4. Numerical Validation: The paper includes the first 3D implementation of an exponentially convergent $hp$-FEM for this problem, validating the theoretical bounds numerically.

4. Main Results

• Theorem 1 (Convergence Rate): For analytic forcing $f$, the Galerkin approximation $u_N$ on geometrically refined tensor-product meshes converges exponentially. Specifically, the error is bounded by $C \exp(-b \sqrt[6]{N})$.
• Lemma 2 (Boundary Decay): The error contribution from the boundary layers (where the solution is most singular) decays exponentially with the number of refinement layers $L$, i.e., $\| (1-g_L)u \| \leq C \exp(-bL)$.
• Numerical Experiments: Simulations with $f=1$ and $s=0.25$ on the unit cube confirm the theoretical convergence rates. The experiments show that the error decreases exponentially as the number of layers $L$ increases, with different grading parameters $\sigma$.

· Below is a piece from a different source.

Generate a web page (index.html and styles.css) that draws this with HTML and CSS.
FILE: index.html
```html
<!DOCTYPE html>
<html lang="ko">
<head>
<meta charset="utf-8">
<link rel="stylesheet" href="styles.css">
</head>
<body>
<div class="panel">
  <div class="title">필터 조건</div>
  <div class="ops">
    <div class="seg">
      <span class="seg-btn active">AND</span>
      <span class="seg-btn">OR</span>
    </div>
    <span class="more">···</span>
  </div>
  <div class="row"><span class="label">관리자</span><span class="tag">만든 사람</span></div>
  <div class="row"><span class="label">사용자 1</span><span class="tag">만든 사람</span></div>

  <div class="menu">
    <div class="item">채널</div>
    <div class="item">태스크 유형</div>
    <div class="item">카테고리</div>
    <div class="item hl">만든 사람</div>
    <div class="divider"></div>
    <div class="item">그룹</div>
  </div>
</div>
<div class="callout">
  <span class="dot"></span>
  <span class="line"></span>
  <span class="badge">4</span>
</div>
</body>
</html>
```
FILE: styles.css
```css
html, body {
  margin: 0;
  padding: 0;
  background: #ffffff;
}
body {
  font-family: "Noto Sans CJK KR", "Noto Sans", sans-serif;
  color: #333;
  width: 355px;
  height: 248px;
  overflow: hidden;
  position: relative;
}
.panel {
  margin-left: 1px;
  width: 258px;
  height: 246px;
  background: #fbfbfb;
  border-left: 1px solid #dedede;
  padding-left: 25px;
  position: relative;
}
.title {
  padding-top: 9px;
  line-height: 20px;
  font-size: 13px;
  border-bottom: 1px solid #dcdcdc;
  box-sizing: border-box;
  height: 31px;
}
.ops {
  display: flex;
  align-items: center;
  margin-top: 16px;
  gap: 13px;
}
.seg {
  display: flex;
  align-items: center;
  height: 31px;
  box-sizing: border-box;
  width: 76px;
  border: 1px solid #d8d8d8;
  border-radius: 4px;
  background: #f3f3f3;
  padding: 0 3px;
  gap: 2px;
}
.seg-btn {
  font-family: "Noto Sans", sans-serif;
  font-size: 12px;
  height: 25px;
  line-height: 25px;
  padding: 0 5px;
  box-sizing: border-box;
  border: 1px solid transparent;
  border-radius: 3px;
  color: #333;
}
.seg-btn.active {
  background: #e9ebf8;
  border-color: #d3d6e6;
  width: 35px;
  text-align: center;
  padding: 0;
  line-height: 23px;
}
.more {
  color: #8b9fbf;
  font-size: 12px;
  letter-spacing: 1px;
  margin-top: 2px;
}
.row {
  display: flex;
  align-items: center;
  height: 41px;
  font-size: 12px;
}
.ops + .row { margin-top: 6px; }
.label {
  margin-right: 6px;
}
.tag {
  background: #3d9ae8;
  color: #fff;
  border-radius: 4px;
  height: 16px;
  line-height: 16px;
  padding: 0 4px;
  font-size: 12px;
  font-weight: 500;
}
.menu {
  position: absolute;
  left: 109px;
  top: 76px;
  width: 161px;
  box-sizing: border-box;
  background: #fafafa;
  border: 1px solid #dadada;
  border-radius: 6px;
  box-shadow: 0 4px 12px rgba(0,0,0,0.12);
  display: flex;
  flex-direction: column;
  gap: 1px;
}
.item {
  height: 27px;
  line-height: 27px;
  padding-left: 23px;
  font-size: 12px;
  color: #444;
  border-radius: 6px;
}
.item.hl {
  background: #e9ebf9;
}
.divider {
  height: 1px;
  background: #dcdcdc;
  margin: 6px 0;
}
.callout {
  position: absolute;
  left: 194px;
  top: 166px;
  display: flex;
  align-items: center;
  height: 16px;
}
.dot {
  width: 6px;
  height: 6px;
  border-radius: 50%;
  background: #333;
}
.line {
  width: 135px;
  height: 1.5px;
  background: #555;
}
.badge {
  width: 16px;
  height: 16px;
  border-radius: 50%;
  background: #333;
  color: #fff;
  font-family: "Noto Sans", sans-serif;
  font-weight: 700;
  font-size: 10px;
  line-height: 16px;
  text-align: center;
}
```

5. Significance and Implications

• Efficiency: The result demonstrates that $hp$-FEM is a highly efficient method for fractional PDEs in 3D, overcoming the slow algebraic convergence typical of $h$-FEM or low-order methods.
• Foundation for Advanced Methods: The proven exponential convergence serves as a theoretical foundation for other advanced approximation techniques mentioned in the conclusion, such as:
  • Quantized Tensor-Structured Approximations: Efficiently representing high-dimensional solutions.
  • Neural Network Approximations: Justifying the use of deep learning for solving fractional PDEs.
• Future Work: The authors note that while the proof is restricted to cuboids to simplify the geometry of the coordinate transformations, the results are expected to extend to general polyhedral domains in follow-up work [11].

In summary, this paper bridges a critical gap in the numerical analysis of fractional PDEs by proving that high-order methods on geometrically refined meshes can achieve exponential accuracy in 3D, provided the solution's weighted analytic regularity is exploited.